Philippe boasts the support of Cherizier and his coalition of gangs, G9 and Family, who reportedly formally rejected the Council on Wednesday and declared their support for Philippe to lead the country.

Also rejecting the Council plan is the head of the Platfòm Pitit Desalin party, Jean-Charles Moïse, who also protested Philippe’s exclusion from the body.

“This same government we just kicked out of the country, and now CARICOM is asking for us to go negotiate? For us to go sit down with this government?” Moïse said on Wednesday. “I can’t understand what CARICOM is asking of us … We reject it.”

Moïse announced that his party was “going to install [its] own presidential council,” which would include Philippe, to rival the internationally backed group.

Blinken, in comments to the press on Wednesday, did not address the discord surrounding the creation of the Council, describing it as a promising plan to restore order in the country.
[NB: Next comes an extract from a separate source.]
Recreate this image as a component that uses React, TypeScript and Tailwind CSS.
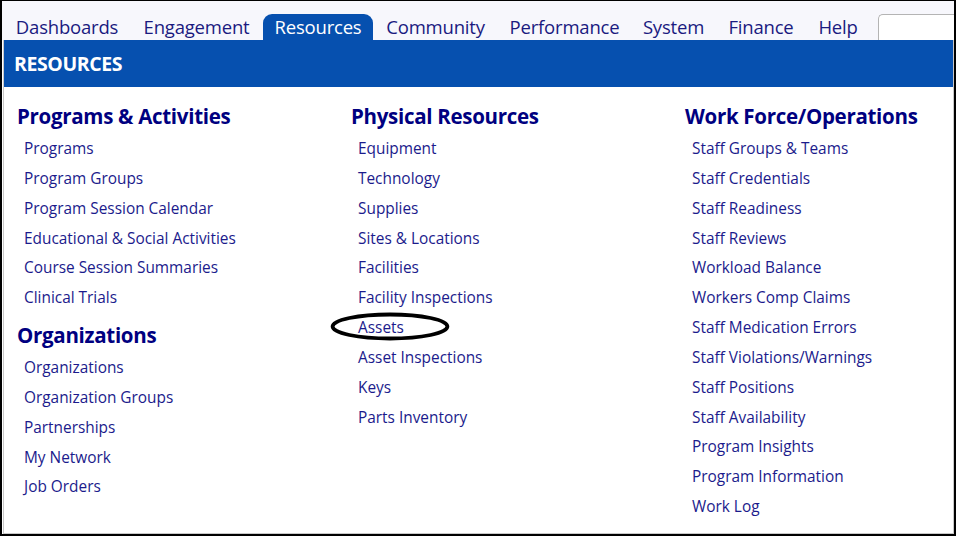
import React from "react";

const navItems: { label: string; w: string; active?: boolean }[] = [
  { label: "Dashboards", w: "w-[126px]" },
  { label: "Engagement", w: "w-[133px]" },
  { label: "Resources", w: "w-[110px]", active: true },
  { label: "Community", w: "w-[125px]" },
  { label: "Performance", w: "w-[133px]" },
  { label: "System", w: "w-[85px]" },
  { label: "Finance", w: "w-[90px]" },
  { label: "Help", w: "w-[64px]" },
];

type Section = { title: string; links: string[] };

const columns: Section[][] = [
  [
    {
      title: "Programs & Activities",
      links: [
        "Programs",
        "Program Groups",
        "Program Session Calendar",
        "Educational & Social Activities",
        "Course Session Summaries",
        "Clinical Trials",
      ],
    },
    {
      title: "Organizations",
      links: ["Organizations", "Organization Groups", "Partnerships", "My Network", "Job Orders"],
    },
  ],
  [
    {
      title: "Physical Resources",
      links: [
        "Equipment",
        "Technology",
        "Supplies",
        "Sites & Locations",
        "Facilities",
        "Facility Inspections",
        "Assets",
        "Asset Inspections",
        "Keys",
        "Parts Inventory",
      ],
    },
  ],
  [
    {
      title: "Work Force/Operations",
      links: [
        "Staff Groups & Teams",
        "Staff Credentials",
        "Staff Readiness",
        "Staff Reviews",
        "Workload Balance",
        "Workers Comp Claims",
        "Staff Medication Errors",
        "Staff Violations/Warnings",
        "Staff Positions",
        "Staff Availability",
        "Program Insights",
        "Program Information",
        "Work Log",
      ],
    },
  ],
];

function MenuLink({ label }: { label: string }) {
  return (
    <li className="relative h-[29.85px] leading-[29.85px] pl-[7px]">
      <a href="#" className="text-[#1b1b8c] text-[15.4px] whitespace-nowrap">
        {label}
      </a>
      {label === "Assets" && (
        <svg
          className="absolute left-[-21px] top-[-1px] pointer-events-none"
          width="122"
          height="32"
          viewBox="0 0 122 32"
        >
          <ellipse cx="60" cy="14.5" rx="57.4" ry="12" fill="none" stroke="#000" strokeWidth="3.8" />
        </svg>
      )}
    </li>
  );
}

export default function App() {
  return (
    <div
      className="w-[956px] h-[536px] bg-white border-t border-l-2 border-r-2 border-b-2 border-black flex flex-col overflow-hidden"
      style={{ fontFamily: '"Open Sans", "Noto Sans", sans-serif' }}
    >
      {/* top navigation tabs */}
      <nav className="h-[39px] shrink-0 bg-[#f7f7fc] flex items-end pl-[2px]">
        {navItems.map((item) => (
          <div
            key={item.label}
            className={`${item.w} h-[26px] flex items-center justify-center text-[18.5px] tracking-[-0.2px] whitespace-nowrap ${
              item.active ? "bg-[#0650af] text-white rounded-t-[9px]" : "text-[#1a1a80]"
            }`}
          >
            {item.label}
          </div>
        ))}
        <div className="ml-[8px] flex-1 h-[26px] bg-white border-t border-l border-[#b4b4b4] rounded-tl-[5px]" />
      </nav>

      {/* dropdown panel */}
      <div className="flex-1 ml-[1px] border-l border-r border-b border-[#c8c8c8] flex flex-col">
        <div className="h-[47px] shrink-0 bg-[#0650af] flex items-center pl-[10px]">
          <span className="text-white font-bold text-[19.5px] tracking-[-0.4px]">RESOURCES</span>
        </div>
        <div className="grid grid-cols-[334px_334px_1fr] pl-[13px] pt-[14px]">
          {columns.map((col, ci) => (
            <div key={ci}>
              {col.map((section, si) => (
                <div key={section.title} className={si > 0 ? "mt-[7px]" : ""}>
                  <h2 className="h-[30px] leading-[30px] text-[20.5px] font-bold text-[#000080] tracking-[-0.3px] whitespace-nowrap">
                    {section.title}
                  </h2>
                  <ul className="mt-[3px]">
                    {section.links.map((l) => (
                      <MenuLink key={l} label={l} />
                    ))}
                  </ul>
                </div>
              ))}
            </div>
          ))}
        </div>
      </div>
    </div>
  );
}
“A transitional presidential council – or college, as they call it – is being stood up. It’s inclusive; it brings together most of the major parties in Haiti as well as other key stakeholders like the private sector, like the interfaith community, and civil society,” Blinken said.

“That council has as its mandate – again, agreed to by the Haitians – to choose a new prime minister, an interim prime minister, to establish a national security council, and to put in place an electoral commission,” he explained. “That creates the pathway, the transition, to elections and to a constitutionally mandated government.”

Blinken claimed the Council plan was “moving forward.”

The Kenyan plan to send police to join a U.N.-backed “Multinational Security Support” (MSS) is contingent upon the success of the Transitional Presidential Council, Nairobi clarified this week, as Kenyan officials do not want to send police into a foreign country that has no legitimate government.

“Without a political administration in Haiti, there is no anchor on which a police deployment can rest, hence Government (of Kenya) will await the installation of a new constitutional authority in Haiti,” Kenyan Foreign Affairs Principal Secretary Korir Sing’oei said on Tuesday, “before taking further decisions on the matter. Kenya reiterates commitment to providing leadership to the MSS.”